**Problem**.
Print the listing in its entirety and exactly, leaving out images.

**Given information**.
-- begin --
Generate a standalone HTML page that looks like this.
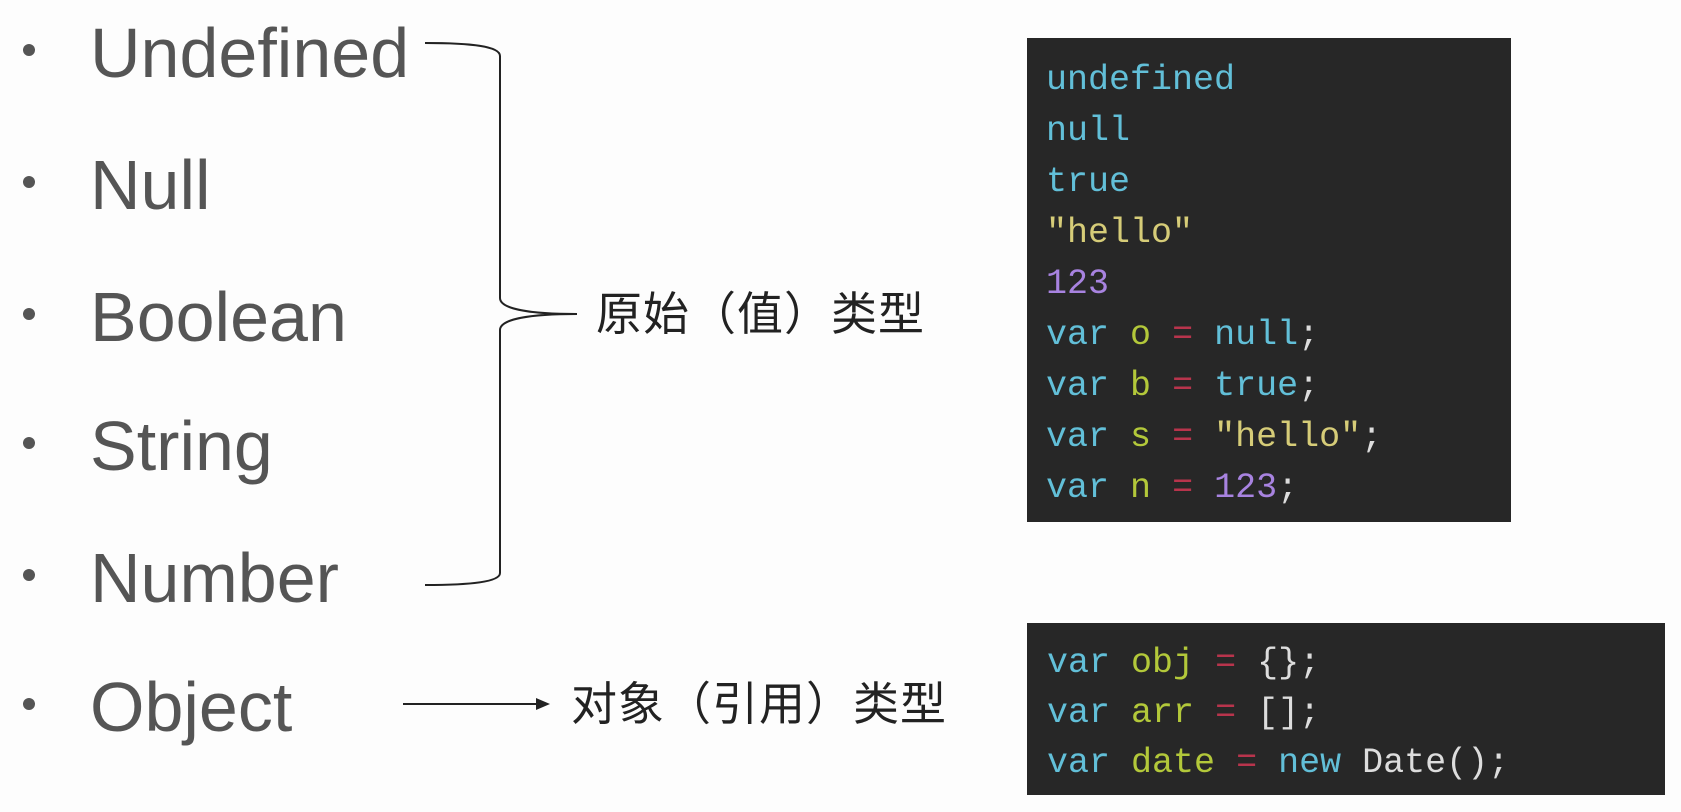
<!DOCTYPE html>
<html><head><meta charset="utf-8"><style>
html,body{margin:0;padding:0;background:#fdfdfd;width:1681px;height:812px;overflow:hidden;position:relative}
.it{position:absolute;left:90px;font-family:"Liberation Sans",sans-serif;font-size:70px;line-height:80px;color:#555;white-space:nowrap}
.b{position:absolute;left:23px;width:12px;height:12px;border-radius:50%;background:#555}
.cn{position:absolute;font-family:"Liberation Sans","Noto Sans CJK SC",sans-serif;font-size:46px;line-height:48px;color:#222;white-space:nowrap;letter-spacing:1px}
.box{position:absolute;background:#272727}
.code{position:absolute;font-family:"Liberation Mono",monospace;font-size:35px;color:#ddd;white-space:pre}
.k{color:#62bfd8}.s{color:#d6cc78}.n{color:#a883e0}.v{color:#b3c83a}.o{color:#b8344c}.w{color:#ddd}
</style></head><body>
<div class="b" style="top:44px"></div><div class="it" style="top:13px">Undefined</div>
<div class="b" style="top:176px"></div><div class="it" style="top:145px">Null</div>
<div class="b" style="top:308px"></div><div class="it" style="top:277px">Boolean</div>
<div class="b" style="top:437px"></div><div class="it" style="top:406px">String</div>
<div class="b" style="top:569px"></div><div class="it" style="top:538px">Number</div>
<div class="b" style="top:698px"></div><div class="it" style="top:667px">Object</div>

<svg width="1681" height="812" style="position:absolute;left:0;top:0" xmlns="http://www.w3.org/2000/svg">
<path d="M425 43 C470 43 500 46 500 56 L500 298 C500 309 530 314 577 314 C530 314 500 319 500 330 L500 573 C500 582 470 585 425 585" fill="none" stroke="#222" stroke-width="2"/>
<line x1="403" y1="704" x2="538" y2="704" stroke="#222" stroke-width="2"/>
<polygon points="536,698 550,704 536,710" fill="#222"/>
</svg>

<div class="cn" style="left:596px;top:290px">原始（值）类型</div>
<div class="cn" style="left:571px;top:680px">对象（引用）类型</div>

<div class="box" style="left:1027px;top:38px;width:484px;height:484px"></div>
<div class="code" style="left:1046px;top:55px;line-height:51px"><span class="k">undefined</span>
<span class="k">null</span>
<span class="k">true</span>
<span class="s">"hello"</span>
<span class="n">123</span>
<span class="k">var</span> <span class="v">o</span> <span class="o">=</span> <span class="k">null</span>;
<span class="k">var</span> <span class="v">b</span> <span class="o">=</span> <span class="k">true</span>;
<span class="k">var</span> <span class="v">s</span> <span class="o">=</span> <span class="s">"hello"</span>;
<span class="k">var</span> <span class="v">n</span> <span class="o">=</span> <span class="n">123</span>;</div>

<div class="box" style="left:1027px;top:623px;width:638px;height:172px"></div>
<div class="code" style="left:1047px;top:638px;line-height:50px"><span class="k">var</span> <span class="v">obj</span> <span class="o">=</span> {};
<span class="k">var</span> <span class="v">arr</span> <span class="o">=</span> [];
<span class="k">var</span> <span class="v">date</span> <span class="o">=</span> <span class="k">new</span> Date();</div>
</body></html>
-- end --
**Exercise result**.
Generate a standalone HTML page that looks like this.
<!DOCTYPE html>
<html><head><meta charset="utf-8"><style>
html,body{margin:0;padding:0;background:#fdfdfd;width:1681px;height:812px;overflow:hidden;position:relative}
.it{position:absolute;left:90px;font-family:"Liberation Sans",sans-serif;font-size:70px;line-height:80px;color:#555;white-space:nowrap}
.b{position:absolute;left:23px;width:12px;height:12px;border-radius:50%;background:#555}
.cn{position:absolute;font-family:"Liberation Sans","Noto Sans CJK SC",sans-serif;font-size:46px;line-height:48px;color:#222;white-space:nowrap;letter-spacing:1px}
.box{position:absolute;background:#272727}
.code{position:absolute;font-family:"Liberation Mono",monospace;font-size:35px;color:#ddd;white-space:pre}
.k{color:#62bfd8}.s{color:#d6cc78}.n{color:#a883e0}.v{color:#b3c83a}.o{color:#b8344c}.w{color:#ddd}
</style></head><body>
<div class="b" style="top:44px"></div><div class="it" style="top:13px">Undefined</div>
<div class="b" style="top:176px"></div><div class="it" style="top:145px">Null</div>
<div class="b" style="top:308px"></div><div class="it" style="top:277px">Boolean</div>
<div class="b" style="top:437px"></div><div class="it" style="top:406px">String</div>
<div class="b" style="top:569px"></div><div class="it" style="top:538px">Number</div>
<div class="b" style="top:698px"></div><div class="it" style="top:667px">Object</div>

<svg width="1681" height="812" style="position:absolute;left:0;top:0" xmlns="http://www.w3.org/2000/svg">
<path d="M425 43 C470 43 500 46 500 56 L500 298 C500 309 530 314 577 314 C530 314 500 319 500 330 L500 573 C500 582 470 585 425 585" fill="none" stroke="#222" stroke-width="2"/>
<line x1="403" y1="704" x2="538" y2="704" stroke="#222" stroke-width="2"/>
<polygon points="536,698 550,704 536,710" fill="#222"/>
</svg>

<div class="cn" style="left:596px;top:290px">原始（值）类型</div>
<div class="cn" style="left:571px;top:680px">对象（引用）类型</div>

<div class="box" style="left:1027px;top:38px;width:484px;height:484px"></div>
<div class="code" style="left:1046px;top:55px;line-height:51px"><span class="k">undefined</span>
<span class="k">null</span>
<span class="k">true</span>
<span class="s">"hello"</span>
<span class="n">123</span>
<span class="k">var</span> <span class="v">o</span> <span class="o">=</span> <span class="k">null</span>;
<span class="k">var</span> <span class="v">b</span> <span class="o">=</span> <span class="k">true</span>;
<span class="k">var</span> <span class="v">s</span> <span class="o">=</span> <span class="s">"hello"</span>;
<span class="k">var</span> <span class="v">n</span> <span class="o">=</span> <span class="n">123</span>;</div>

<div class="box" style="left:1027px;top:623px;width:638px;height:172px"></div>
<div class="code" style="left:1047px;top:638px;line-height:50px"><span class="k">var</span> <span class="v">obj</span> <span class="o">=</span> {};
<span class="k">var</span> <span class="v">arr</span> <span class="o">=</span> [];
<span class="k">var</span> <span class="v">date</span> <span class="o">=</span> <span class="k">new</span> Date();</div>
</body></html>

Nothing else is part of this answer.